--- STORED DATA ---

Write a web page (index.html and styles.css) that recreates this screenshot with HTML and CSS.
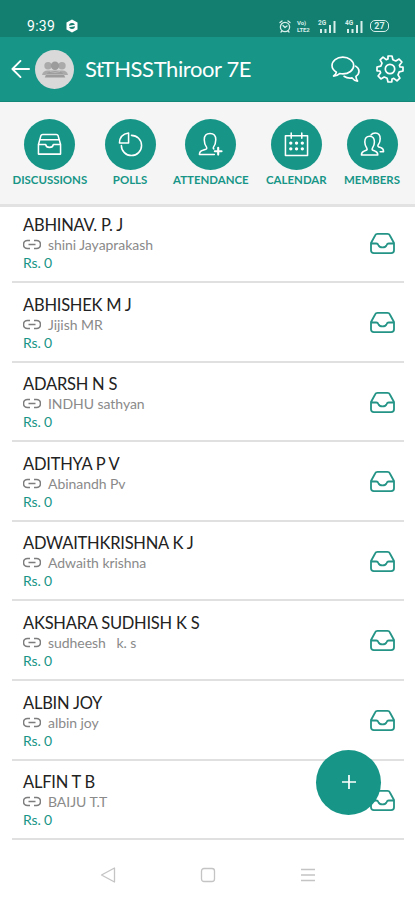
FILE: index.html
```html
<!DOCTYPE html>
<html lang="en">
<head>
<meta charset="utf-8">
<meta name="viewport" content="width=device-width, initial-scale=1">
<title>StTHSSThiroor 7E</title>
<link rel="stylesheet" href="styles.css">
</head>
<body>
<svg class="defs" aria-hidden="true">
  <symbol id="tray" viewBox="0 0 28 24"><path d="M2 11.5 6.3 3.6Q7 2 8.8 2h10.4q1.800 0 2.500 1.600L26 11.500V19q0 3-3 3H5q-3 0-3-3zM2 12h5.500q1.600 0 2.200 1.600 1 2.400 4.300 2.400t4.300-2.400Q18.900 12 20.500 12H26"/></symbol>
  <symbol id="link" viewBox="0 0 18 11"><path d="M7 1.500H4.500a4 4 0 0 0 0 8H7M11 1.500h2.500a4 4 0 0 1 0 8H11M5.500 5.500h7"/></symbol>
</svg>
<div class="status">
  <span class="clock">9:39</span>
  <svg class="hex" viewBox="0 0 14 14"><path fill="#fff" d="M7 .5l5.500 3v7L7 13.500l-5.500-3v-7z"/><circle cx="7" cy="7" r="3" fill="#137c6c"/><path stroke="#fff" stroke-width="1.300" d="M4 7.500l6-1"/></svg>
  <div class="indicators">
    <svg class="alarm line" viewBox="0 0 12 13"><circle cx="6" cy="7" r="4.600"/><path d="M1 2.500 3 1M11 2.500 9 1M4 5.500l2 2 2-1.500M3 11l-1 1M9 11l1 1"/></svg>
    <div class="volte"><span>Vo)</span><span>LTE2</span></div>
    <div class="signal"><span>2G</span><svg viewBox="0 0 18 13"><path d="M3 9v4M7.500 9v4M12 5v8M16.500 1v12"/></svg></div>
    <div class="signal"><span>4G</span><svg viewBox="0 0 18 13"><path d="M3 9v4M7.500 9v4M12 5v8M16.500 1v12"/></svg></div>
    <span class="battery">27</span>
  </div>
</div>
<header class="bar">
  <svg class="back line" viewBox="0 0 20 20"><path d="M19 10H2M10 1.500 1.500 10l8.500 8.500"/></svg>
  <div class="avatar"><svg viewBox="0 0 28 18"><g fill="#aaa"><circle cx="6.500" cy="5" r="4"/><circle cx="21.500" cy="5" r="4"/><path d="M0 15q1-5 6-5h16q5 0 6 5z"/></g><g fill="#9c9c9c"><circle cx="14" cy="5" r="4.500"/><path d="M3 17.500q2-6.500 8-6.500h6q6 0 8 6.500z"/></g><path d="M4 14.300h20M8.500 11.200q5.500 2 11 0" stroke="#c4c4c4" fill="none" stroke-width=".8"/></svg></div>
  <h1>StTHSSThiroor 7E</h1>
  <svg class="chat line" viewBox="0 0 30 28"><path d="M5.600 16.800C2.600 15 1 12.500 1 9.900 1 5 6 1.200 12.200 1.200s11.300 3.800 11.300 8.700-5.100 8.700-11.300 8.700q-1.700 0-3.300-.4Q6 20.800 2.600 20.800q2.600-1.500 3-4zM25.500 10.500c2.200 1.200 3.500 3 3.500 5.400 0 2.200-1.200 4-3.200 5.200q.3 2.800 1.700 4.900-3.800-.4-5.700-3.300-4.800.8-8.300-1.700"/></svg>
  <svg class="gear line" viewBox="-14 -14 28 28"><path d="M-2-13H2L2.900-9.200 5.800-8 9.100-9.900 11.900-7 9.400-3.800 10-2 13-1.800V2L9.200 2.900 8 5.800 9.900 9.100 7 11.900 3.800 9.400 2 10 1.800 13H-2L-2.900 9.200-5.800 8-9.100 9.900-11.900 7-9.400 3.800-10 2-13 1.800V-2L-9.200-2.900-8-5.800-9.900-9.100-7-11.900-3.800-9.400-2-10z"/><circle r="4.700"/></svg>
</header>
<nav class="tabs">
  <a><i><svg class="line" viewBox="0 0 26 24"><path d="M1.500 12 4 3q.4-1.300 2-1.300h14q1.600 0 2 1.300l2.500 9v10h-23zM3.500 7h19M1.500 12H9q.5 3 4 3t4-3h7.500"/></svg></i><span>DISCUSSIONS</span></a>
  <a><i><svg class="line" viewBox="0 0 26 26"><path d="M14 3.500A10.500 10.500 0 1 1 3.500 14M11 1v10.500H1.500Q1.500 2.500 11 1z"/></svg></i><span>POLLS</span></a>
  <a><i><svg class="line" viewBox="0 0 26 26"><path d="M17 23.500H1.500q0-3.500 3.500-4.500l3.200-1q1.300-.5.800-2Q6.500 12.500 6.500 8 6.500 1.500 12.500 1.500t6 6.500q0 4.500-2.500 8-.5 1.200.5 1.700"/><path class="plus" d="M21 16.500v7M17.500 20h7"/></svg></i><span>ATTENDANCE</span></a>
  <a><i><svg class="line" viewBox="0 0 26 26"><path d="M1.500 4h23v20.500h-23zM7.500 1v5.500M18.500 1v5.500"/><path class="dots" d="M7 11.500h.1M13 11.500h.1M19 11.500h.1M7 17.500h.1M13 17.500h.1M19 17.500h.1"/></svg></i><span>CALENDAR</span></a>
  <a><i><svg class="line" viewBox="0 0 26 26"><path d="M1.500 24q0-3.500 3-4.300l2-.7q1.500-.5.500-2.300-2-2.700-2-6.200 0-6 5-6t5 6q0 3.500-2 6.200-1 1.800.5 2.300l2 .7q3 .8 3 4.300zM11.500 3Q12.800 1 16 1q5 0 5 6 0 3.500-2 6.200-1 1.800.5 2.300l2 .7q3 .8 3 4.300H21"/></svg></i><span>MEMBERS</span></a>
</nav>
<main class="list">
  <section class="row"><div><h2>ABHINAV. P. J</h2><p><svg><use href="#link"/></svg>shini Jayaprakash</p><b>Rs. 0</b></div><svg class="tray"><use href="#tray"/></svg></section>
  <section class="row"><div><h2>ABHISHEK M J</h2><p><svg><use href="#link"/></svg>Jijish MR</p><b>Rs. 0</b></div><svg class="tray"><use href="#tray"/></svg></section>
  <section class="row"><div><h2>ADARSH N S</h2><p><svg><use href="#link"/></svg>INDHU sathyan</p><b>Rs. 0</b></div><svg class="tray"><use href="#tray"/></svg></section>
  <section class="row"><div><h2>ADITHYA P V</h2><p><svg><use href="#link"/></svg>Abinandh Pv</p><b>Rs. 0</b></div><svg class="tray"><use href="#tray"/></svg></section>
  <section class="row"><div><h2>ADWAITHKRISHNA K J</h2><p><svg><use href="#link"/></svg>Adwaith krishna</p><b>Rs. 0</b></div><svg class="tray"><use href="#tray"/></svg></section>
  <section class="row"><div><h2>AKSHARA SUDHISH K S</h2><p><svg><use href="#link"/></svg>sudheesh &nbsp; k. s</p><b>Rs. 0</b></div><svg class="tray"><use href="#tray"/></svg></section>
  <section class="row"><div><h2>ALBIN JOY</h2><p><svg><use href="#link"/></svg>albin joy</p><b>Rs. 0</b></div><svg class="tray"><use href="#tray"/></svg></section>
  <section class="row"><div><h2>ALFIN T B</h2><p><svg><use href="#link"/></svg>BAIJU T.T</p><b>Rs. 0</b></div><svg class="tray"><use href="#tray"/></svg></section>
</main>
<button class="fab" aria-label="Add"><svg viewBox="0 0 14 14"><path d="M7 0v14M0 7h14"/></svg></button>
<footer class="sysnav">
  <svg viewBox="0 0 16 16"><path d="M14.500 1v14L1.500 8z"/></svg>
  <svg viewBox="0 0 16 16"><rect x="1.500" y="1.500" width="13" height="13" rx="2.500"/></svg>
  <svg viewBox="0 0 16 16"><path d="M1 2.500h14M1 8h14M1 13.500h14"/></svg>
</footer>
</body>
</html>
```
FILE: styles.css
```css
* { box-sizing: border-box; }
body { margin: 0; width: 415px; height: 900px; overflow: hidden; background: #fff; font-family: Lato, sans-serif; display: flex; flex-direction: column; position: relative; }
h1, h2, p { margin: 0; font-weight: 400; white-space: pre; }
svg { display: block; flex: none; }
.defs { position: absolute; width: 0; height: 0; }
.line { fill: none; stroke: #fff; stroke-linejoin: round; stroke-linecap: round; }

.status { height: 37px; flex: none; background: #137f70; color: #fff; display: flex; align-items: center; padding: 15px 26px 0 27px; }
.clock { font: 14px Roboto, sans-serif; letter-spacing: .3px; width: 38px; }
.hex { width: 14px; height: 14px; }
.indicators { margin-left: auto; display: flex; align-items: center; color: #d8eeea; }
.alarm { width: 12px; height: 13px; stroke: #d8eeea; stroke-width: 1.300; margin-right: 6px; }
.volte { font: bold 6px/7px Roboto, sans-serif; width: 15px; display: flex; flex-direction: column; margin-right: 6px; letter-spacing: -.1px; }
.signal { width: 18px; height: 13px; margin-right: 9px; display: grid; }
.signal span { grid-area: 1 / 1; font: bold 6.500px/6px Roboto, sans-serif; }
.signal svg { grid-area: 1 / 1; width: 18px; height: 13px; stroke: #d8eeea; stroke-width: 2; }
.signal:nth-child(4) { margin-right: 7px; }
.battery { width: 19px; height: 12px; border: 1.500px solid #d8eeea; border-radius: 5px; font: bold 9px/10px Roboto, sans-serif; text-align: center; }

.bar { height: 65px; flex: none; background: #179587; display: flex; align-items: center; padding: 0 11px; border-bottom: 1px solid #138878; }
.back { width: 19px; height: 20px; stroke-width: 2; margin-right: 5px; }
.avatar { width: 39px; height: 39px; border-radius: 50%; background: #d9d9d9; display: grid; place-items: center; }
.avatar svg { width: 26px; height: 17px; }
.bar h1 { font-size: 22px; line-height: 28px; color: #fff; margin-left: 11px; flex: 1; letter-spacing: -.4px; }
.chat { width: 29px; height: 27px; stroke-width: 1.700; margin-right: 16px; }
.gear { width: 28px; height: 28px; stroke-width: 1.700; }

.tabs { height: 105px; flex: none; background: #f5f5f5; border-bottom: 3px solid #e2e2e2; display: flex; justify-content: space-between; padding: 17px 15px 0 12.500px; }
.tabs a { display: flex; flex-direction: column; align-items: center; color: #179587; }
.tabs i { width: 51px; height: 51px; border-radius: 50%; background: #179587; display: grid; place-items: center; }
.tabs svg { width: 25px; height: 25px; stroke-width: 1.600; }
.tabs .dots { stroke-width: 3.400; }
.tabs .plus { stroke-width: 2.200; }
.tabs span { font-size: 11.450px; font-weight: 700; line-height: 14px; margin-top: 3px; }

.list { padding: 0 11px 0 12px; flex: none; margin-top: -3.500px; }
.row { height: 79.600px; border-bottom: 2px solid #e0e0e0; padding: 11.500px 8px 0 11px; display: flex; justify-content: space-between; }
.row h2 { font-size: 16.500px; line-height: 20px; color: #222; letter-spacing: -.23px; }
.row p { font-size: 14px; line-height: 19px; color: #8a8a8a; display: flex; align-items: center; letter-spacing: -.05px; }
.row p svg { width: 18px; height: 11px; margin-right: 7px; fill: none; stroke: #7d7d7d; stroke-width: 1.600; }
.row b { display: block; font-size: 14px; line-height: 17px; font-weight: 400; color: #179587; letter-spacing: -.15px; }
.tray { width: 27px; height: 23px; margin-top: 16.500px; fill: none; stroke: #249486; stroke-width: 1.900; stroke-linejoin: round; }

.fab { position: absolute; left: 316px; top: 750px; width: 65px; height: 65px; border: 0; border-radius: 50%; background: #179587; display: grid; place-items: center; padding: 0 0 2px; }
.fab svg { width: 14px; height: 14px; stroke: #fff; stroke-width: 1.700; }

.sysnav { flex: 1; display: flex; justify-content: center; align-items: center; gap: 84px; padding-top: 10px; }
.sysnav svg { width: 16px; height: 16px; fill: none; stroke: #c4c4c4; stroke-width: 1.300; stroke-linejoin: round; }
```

---

- SET EXERCISE:
Find all lines where the word "index" appears. Copy them.

- SOLUTION TO THE EXERCISE:
Write a web page (index.html and styles.css) that recreates this screenshot with HTML and CSS.
FILE: index.html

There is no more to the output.